“Deep in my belly I thought we’d agreed,” Sister Ray sang on “Violence”, which opened their 2022 album Communion: “No babies.” A year past that autopsy of a failed relationship, Ella Coyle struggles to sustain consciousness. The miscommunication that undermined a house of cards has transformed into a reverie-slash-hallucination on its followup EP.
Teeth raises the curtains – somewhat misleadingly – on a soft-porn set where fresh fruit is being peeled and a T-shirt gets accidentally (wink) soaked. Before long, the belly from “Violence” rumbles and is (metaphorically?) split wide open. Coyle – desperate to be lied to – begs their lover to reassure them that the deep stain on their fingers is actually just juice from berries adding wryly, “A grifter knows a grifter.” The Mazzy Star and Ethel Cain-like ambience on “Teeth” then turns to dusty Leslie cabinet on “Pressing Down”, where a daydream is broken by the sound of a dog whimpering to go outside.

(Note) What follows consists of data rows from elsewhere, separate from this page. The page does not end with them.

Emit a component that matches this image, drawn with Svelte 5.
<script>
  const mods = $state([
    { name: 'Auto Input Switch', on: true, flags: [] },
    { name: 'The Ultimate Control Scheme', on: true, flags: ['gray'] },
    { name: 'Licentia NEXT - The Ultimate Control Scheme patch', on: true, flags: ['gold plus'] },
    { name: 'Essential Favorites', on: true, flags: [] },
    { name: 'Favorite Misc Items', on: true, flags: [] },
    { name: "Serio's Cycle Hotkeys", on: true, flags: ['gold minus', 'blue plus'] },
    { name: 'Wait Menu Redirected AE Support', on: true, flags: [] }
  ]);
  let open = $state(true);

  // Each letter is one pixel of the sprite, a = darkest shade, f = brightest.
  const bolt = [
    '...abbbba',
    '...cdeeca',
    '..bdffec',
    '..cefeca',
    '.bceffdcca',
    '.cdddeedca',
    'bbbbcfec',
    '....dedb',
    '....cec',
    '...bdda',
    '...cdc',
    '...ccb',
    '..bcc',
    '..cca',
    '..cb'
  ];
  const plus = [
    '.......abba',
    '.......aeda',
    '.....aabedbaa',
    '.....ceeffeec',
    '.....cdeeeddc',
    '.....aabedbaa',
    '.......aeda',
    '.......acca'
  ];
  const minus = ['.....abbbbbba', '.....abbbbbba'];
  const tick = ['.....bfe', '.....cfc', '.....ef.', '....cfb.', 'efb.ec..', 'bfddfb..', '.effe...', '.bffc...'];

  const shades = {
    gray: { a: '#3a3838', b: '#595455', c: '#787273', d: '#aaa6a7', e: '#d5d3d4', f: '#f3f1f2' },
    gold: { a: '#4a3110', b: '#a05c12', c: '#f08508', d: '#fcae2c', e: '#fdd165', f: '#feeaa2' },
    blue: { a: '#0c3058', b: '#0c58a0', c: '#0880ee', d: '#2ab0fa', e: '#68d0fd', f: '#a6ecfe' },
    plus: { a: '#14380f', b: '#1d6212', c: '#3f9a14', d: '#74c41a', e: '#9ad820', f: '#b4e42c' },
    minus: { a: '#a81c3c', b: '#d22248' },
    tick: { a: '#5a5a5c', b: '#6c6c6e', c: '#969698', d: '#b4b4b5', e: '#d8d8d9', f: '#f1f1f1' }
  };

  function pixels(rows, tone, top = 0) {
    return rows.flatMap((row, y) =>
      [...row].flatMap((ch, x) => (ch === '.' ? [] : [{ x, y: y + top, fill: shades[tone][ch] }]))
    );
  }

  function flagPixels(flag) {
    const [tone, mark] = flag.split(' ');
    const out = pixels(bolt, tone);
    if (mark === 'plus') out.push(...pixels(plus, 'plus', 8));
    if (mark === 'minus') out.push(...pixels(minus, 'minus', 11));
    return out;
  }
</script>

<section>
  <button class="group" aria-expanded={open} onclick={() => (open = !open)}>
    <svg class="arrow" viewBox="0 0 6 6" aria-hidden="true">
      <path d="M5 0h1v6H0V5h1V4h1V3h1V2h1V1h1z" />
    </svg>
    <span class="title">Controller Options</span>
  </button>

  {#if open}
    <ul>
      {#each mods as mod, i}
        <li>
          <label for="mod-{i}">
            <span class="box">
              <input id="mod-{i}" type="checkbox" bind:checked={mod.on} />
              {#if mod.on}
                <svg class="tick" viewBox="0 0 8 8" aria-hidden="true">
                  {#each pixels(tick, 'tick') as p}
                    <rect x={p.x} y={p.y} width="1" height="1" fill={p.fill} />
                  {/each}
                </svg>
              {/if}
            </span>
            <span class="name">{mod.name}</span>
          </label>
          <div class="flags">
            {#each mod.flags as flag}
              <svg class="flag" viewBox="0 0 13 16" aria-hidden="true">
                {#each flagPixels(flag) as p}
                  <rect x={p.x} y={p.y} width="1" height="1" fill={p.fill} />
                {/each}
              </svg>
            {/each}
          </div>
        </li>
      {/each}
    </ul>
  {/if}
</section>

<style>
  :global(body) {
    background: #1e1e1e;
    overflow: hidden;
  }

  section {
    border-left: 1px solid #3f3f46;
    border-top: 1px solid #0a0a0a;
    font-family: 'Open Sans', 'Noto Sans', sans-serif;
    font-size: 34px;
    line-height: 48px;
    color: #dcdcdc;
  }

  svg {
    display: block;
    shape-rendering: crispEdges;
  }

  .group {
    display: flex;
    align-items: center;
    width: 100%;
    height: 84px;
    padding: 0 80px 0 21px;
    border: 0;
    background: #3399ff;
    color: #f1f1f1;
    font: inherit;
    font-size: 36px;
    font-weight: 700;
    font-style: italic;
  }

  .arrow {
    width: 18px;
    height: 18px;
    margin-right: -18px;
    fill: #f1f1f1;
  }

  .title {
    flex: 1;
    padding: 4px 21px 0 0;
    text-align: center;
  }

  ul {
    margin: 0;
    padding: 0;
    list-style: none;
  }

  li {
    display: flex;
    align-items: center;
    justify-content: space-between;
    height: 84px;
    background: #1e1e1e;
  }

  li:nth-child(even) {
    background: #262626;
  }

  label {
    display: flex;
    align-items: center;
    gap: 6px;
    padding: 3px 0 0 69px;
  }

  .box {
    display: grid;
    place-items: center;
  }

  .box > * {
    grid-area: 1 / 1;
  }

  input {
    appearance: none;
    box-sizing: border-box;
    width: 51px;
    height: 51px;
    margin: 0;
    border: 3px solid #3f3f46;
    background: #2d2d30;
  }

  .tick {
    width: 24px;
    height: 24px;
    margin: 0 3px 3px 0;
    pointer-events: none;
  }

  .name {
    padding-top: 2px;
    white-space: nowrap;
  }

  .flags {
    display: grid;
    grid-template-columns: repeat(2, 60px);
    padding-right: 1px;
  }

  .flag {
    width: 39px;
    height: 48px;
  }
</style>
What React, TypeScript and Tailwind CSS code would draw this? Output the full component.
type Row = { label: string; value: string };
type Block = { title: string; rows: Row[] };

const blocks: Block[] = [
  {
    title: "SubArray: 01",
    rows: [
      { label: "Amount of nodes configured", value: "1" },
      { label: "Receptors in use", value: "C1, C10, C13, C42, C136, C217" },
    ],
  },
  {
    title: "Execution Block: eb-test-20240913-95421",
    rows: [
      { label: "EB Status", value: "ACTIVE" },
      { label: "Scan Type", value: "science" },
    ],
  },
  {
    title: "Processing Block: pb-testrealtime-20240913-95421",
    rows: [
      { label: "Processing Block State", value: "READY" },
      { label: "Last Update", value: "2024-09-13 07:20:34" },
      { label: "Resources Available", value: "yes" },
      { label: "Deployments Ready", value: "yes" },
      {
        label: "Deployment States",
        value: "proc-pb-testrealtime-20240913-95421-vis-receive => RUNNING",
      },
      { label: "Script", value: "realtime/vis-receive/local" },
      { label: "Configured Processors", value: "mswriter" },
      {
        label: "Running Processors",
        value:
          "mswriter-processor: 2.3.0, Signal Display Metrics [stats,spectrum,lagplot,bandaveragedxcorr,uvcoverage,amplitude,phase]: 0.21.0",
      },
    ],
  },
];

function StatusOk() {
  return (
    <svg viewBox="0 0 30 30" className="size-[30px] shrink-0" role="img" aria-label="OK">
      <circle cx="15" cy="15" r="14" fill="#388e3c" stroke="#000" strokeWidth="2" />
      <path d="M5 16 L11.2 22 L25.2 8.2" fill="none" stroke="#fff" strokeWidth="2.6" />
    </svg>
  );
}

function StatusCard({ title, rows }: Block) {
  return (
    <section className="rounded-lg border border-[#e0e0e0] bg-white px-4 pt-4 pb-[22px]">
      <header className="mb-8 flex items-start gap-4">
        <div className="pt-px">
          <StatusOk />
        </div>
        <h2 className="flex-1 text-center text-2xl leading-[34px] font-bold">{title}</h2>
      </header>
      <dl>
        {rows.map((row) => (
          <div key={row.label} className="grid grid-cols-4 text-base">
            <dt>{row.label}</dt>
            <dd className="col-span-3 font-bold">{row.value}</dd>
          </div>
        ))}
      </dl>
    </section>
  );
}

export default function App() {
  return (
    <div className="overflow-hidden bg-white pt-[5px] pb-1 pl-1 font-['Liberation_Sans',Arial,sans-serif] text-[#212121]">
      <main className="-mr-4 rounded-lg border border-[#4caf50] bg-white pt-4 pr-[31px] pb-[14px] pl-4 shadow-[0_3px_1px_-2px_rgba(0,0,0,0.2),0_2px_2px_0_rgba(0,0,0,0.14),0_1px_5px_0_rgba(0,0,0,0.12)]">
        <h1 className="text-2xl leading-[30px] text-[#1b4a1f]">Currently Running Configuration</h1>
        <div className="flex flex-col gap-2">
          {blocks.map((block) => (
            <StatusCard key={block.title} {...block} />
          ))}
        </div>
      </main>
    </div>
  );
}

Coyle lies and blames their spaciness on something left hanging in conversation, thereby reviving one of Communion’s themes: we are too afraid to share all of our thoughts.
Teeth lingers on every domestic, sexual, and menial detail with such intensity that there’s little surprise that Sister Ray has trouble clinging to what’s real. The slightest pause is a breeding ground for insecurity. Guitar patterns are suspended and dangled from seventh chords and pedal notes, giving the songs an elliptical feel that takes Coyle by the arm and walks them like an invalid among their visions. As with the poor dog’s cry, Sister Ray is occasionally stirred but rarely jarred awake: subtle nuances in momentum or additional instrumentation signal emotional shifts before the lyrics can grow impenetrable.
“Pressing Down” features gauzy guitars that form a patchwork of translucent clouds, ambiguous about their capacity for storms. The guitars of the Nick Drake-inspired “All Dogs Go To Heaven” create a primrose path that culminates with Coyle walking off a logical cliff, water rushing into the ears and lungs on the closing “I Will Never Marry”. The traditional composition was originally a ballad where a woman joins her beloved – a lost sailor – in a watery grave, but was transformed into a jilted lover’s lament by Linda Ronstadt and her 70s contemporaries. Sister Ray adopts this version, morbidly musing that this seabed asylum might be the only shelter from their mind.